Problem description
Give the data below again exactly as it stands. Omit the pictures.

━━━━

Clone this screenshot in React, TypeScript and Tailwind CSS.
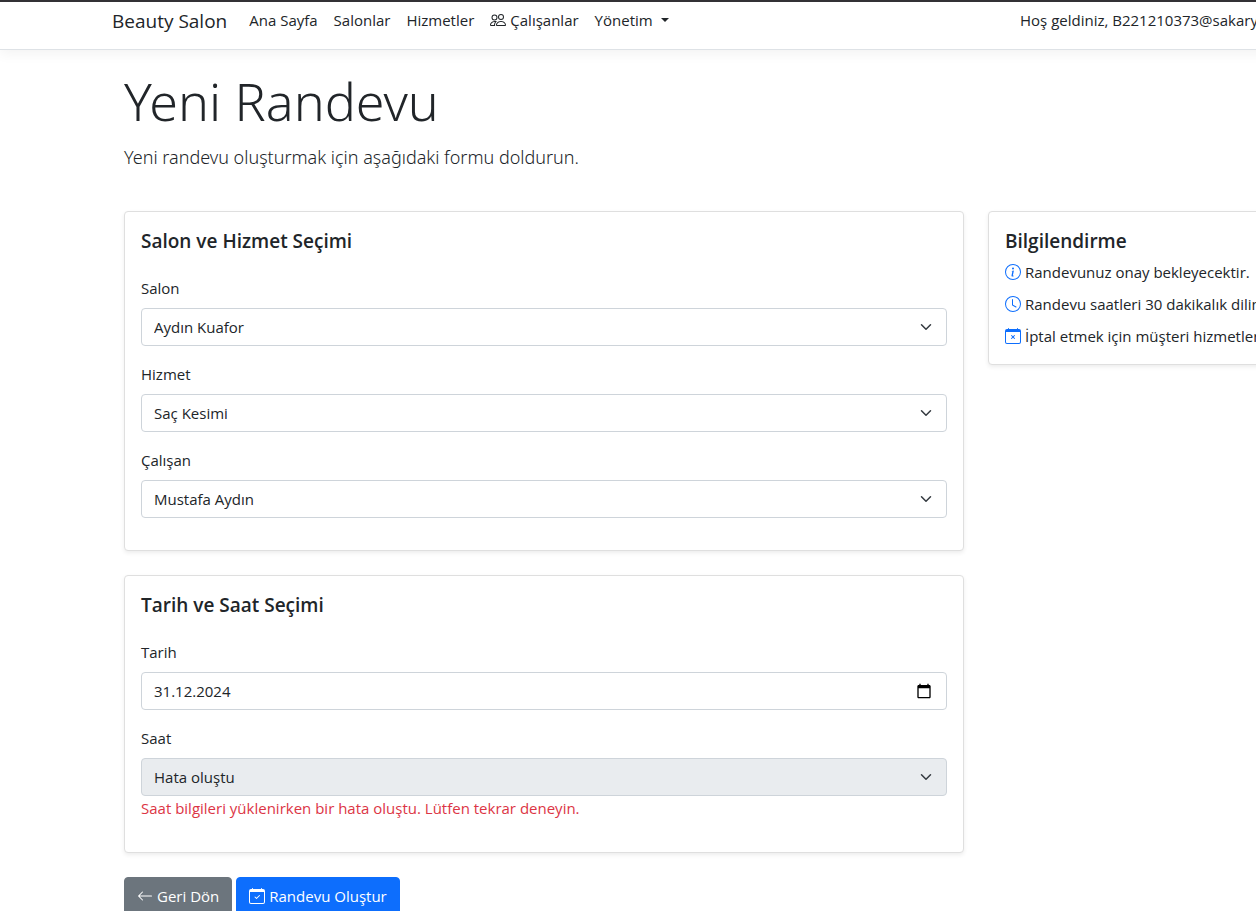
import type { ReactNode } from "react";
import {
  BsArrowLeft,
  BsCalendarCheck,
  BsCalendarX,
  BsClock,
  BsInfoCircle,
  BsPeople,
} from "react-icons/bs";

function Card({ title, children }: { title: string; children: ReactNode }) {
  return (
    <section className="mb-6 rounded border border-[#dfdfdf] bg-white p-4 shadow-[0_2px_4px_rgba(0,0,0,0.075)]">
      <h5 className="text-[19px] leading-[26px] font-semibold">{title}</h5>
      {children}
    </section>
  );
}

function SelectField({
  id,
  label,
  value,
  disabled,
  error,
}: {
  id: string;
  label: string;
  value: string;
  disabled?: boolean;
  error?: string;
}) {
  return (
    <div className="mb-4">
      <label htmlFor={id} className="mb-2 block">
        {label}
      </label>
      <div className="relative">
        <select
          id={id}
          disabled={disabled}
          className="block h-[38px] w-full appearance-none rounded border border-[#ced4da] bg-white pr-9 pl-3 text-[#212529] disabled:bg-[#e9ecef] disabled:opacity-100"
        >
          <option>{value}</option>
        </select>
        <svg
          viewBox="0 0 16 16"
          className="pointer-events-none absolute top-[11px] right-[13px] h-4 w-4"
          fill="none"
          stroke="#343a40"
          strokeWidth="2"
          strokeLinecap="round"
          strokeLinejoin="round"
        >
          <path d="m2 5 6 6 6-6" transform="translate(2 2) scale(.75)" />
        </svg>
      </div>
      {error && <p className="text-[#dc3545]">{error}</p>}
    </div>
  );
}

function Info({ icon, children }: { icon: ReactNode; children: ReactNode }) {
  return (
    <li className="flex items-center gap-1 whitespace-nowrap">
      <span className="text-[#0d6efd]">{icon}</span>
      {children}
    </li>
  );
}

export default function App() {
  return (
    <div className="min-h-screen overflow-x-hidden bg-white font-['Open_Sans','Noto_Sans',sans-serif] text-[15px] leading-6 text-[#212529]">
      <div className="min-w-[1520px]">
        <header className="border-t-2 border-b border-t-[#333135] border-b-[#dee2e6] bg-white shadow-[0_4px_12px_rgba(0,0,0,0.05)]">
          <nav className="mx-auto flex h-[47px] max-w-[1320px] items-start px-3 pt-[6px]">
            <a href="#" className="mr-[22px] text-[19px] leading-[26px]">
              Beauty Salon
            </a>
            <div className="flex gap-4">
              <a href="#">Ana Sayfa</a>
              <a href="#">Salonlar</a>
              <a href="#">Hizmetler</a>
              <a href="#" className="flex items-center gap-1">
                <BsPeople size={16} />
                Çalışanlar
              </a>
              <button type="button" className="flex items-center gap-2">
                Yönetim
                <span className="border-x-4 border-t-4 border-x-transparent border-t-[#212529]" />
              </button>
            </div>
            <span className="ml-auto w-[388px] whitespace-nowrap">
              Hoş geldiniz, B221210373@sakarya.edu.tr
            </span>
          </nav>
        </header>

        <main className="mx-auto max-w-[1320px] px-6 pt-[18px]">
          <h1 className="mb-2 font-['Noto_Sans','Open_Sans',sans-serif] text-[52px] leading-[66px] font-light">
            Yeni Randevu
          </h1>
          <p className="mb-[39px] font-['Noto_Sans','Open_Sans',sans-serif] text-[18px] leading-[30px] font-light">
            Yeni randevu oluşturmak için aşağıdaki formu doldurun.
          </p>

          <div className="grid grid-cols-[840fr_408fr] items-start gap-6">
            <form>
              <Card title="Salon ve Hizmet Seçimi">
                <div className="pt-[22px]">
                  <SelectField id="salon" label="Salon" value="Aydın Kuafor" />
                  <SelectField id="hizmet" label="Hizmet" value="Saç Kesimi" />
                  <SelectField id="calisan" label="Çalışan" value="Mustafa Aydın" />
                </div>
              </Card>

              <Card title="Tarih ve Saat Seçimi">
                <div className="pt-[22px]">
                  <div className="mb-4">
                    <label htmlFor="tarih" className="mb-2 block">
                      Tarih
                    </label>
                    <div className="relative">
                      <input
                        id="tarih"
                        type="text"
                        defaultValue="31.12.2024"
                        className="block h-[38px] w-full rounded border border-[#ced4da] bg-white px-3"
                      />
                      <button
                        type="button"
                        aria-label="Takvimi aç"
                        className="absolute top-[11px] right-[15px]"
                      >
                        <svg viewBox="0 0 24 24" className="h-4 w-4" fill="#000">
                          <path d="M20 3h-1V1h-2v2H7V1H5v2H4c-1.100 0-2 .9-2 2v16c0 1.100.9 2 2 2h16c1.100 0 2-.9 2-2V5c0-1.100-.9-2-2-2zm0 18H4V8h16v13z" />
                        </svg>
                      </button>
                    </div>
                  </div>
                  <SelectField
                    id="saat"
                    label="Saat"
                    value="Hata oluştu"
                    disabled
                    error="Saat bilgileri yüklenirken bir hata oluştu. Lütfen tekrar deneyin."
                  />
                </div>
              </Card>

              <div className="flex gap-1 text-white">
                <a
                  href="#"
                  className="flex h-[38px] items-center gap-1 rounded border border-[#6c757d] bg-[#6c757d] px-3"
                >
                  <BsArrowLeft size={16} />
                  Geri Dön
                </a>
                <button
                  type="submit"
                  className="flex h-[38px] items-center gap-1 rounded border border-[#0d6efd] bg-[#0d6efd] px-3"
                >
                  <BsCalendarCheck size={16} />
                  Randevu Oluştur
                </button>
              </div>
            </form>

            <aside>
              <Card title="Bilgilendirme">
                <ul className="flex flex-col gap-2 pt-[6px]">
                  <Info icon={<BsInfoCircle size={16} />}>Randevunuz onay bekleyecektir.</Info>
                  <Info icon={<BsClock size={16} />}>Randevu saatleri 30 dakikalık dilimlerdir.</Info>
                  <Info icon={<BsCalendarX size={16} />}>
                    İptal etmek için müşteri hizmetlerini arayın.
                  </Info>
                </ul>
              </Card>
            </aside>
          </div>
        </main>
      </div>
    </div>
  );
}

━━━━

Result
Clone this screenshot in React, TypeScript and Tailwind CSS.
import type { ReactNode } from "react";
import {
  BsArrowLeft,
  BsCalendarCheck,
  BsCalendarX,
  BsClock,
  BsInfoCircle,
  BsPeople,
} from "react-icons/bs";

function Card({ title, children }: { title: string; children: ReactNode }) {
  return (
    <section className="mb-6 rounded border border-[#dfdfdf] bg-white p-4 shadow-[0_2px_4px_rgba(0,0,0,0.075)]">
      <h5 className="text-[19px] leading-[26px] font-semibold">{title}</h5>
      {children}
    </section>
  );
}

function SelectField({
  id,
  label,
  value,
  disabled,
  error,
}: {
  id: string;
  label: string;
  value: string;
  disabled?: boolean;
  error?: string;
}) {
  return (
    <div className="mb-4">
      <label htmlFor={id} className="mb-2 block">
        {label}
      </label>
      <div className="relative">
        <select
          id={id}
          disabled={disabled}
          className="block h-[38px] w-full appearance-none rounded border border-[#ced4da] bg-white pr-9 pl-3 text-[#212529] disabled:bg-[#e9ecef] disabled:opacity-100"
        >
          <option>{value}</option>
        </select>
        <svg
          viewBox="0 0 16 16"
          className="pointer-events-none absolute top-[11px] right-[13px] h-4 w-4"
          fill="none"
          stroke="#343a40"
          strokeWidth="2"
          strokeLinecap="round"
          strokeLinejoin="round"
        >
          <path d="m2 5 6 6 6-6" transform="translate(2 2) scale(.75)" />
        </svg>
      </div>
      {error && <p className="text-[#dc3545]">{error}</p>}
    </div>
  );
}

function Info({ icon, children }: { icon: ReactNode; children: ReactNode }) {
  return (
    <li className="flex items-center gap-1 whitespace-nowrap">
      <span className="text-[#0d6efd]">{icon}</span>
      {children}
    </li>
  );
}

export default function App() {
  return (
    <div className="min-h-screen overflow-x-hidden bg-white font-['Open_Sans','Noto_Sans',sans-serif] text-[15px] leading-6 text-[#212529]">
      <div className="min-w-[1520px]">
        <header className="border-t-2 border-b border-t-[#333135] border-b-[#dee2e6] bg-white shadow-[0_4px_12px_rgba(0,0,0,0.05)]">
          <nav className="mx-auto flex h-[47px] max-w-[1320px] items-start px-3 pt-[6px]">
            <a href="#" className="mr-[22px] text-[19px] leading-[26px]">
              Beauty Salon
            </a>
            <div className="flex gap-4">
              <a href="#">Ana Sayfa</a>
              <a href="#">Salonlar</a>
              <a href="#">Hizmetler</a>
              <a href="#" className="flex items-center gap-1">
                <BsPeople size={16} />
                Çalışanlar
              </a>
              <button type="button" className="flex items-center gap-2">
                Yönetim
                <span className="border-x-4 border-t-4 border-x-transparent border-t-[#212529]" />
              </button>
            </div>
            <span className="ml-auto w-[388px] whitespace-nowrap">
              Hoş geldiniz, B221210373@sakarya.edu.tr
            </span>
          </nav>
        </header>

        <main className="mx-auto max-w-[1320px] px-6 pt-[18px]">
          <h1 className="mb-2 font-['Noto_Sans','Open_Sans',sans-serif] text-[52px] leading-[66px] font-light">
            Yeni Randevu
          </h1>
          <p className="mb-[39px] font-['Noto_Sans','Open_Sans',sans-serif] text-[18px] leading-[30px] font-light">
            Yeni randevu oluşturmak için aşağıdaki formu doldurun.
          </p>

          <div className="grid grid-cols-[840fr_408fr] items-start gap-6">
            <form>
              <Card title="Salon ve Hizmet Seçimi">
                <div className="pt-[22px]">
                  <SelectField id="salon" label="Salon" value="Aydın Kuafor" />
                  <SelectField id="hizmet" label="Hizmet" value="Saç Kesimi" />
                  <SelectField id="calisan" label="Çalışan" value="Mustafa Aydın" />
                </div>
              </Card>

              <Card title="Tarih ve Saat Seçimi">
                <div className="pt-[22px]">
                  <div className="mb-4">
                    <label htmlFor="tarih" className="mb-2 block">
                      Tarih
                    </label>
                    <div className="relative">
                      <input
                        id="tarih"
                        type="text"
                        defaultValue="31.12.2024"
                        className="block h-[38px] w-full rounded border border-[#ced4da] bg-white px-3"
                      />
                      <button
                        type="button"
                        aria-label="Takvimi aç"
                        className="absolute top-[11px] right-[15px]"
                      >
                        <svg viewBox="0 0 24 24" className="h-4 w-4" fill="#000">
                          <path d="M20 3h-1V1h-2v2H7V1H5v2H4c-1.100 0-2 .9-2 2v16c0 1.100.9 2 2 2h16c1.100 0 2-.9 2-2V5c0-1.100-.9-2-2-2zm0 18H4V8h16v13z" />
                        </svg>
                      </button>
                    </div>
                  </div>
                  <SelectField
                    id="saat"
                    label="Saat"
                    value="Hata oluştu"
                    disabled
                    error="Saat bilgileri yüklenirken bir hata oluştu. Lütfen tekrar deneyin."
                  />
                </div>
              </Card>

              <div className="flex gap-1 text-white">
                <a
                  href="#"
                  className="flex h-[38px] items-center gap-1 rounded border border-[#6c757d] bg-[#6c757d] px-3"
                >
                  <BsArrowLeft size={16} />
                  Geri Dön
                </a>
                <button
                  type="submit"
                  className="flex h-[38px] items-center gap-1 rounded border border-[#0d6efd] bg-[#0d6efd] px-3"
                >
                  <BsCalendarCheck size={16} />
                  Randevu Oluştur
                </button>
              </div>
            </form>

            <aside>
              <Card title="Bilgilendirme">
                <ul className="flex flex-col gap-2 pt-[6px]">
                  <Info icon={<BsInfoCircle size={16} />}>Randevunuz onay bekleyecektir.</Info>
                  <Info icon={<BsClock size={16} />}>Randevu saatleri 30 dakikalık dilimlerdir.</Info>
                  <Info icon={<BsCalendarX size={16} />}>
                    İptal etmek için müşteri hizmetlerini arayın.
                  </Info>
                </ul>
              </Card>
            </aside>
          </div>
        </main>
      </div>
    </div>
  );
}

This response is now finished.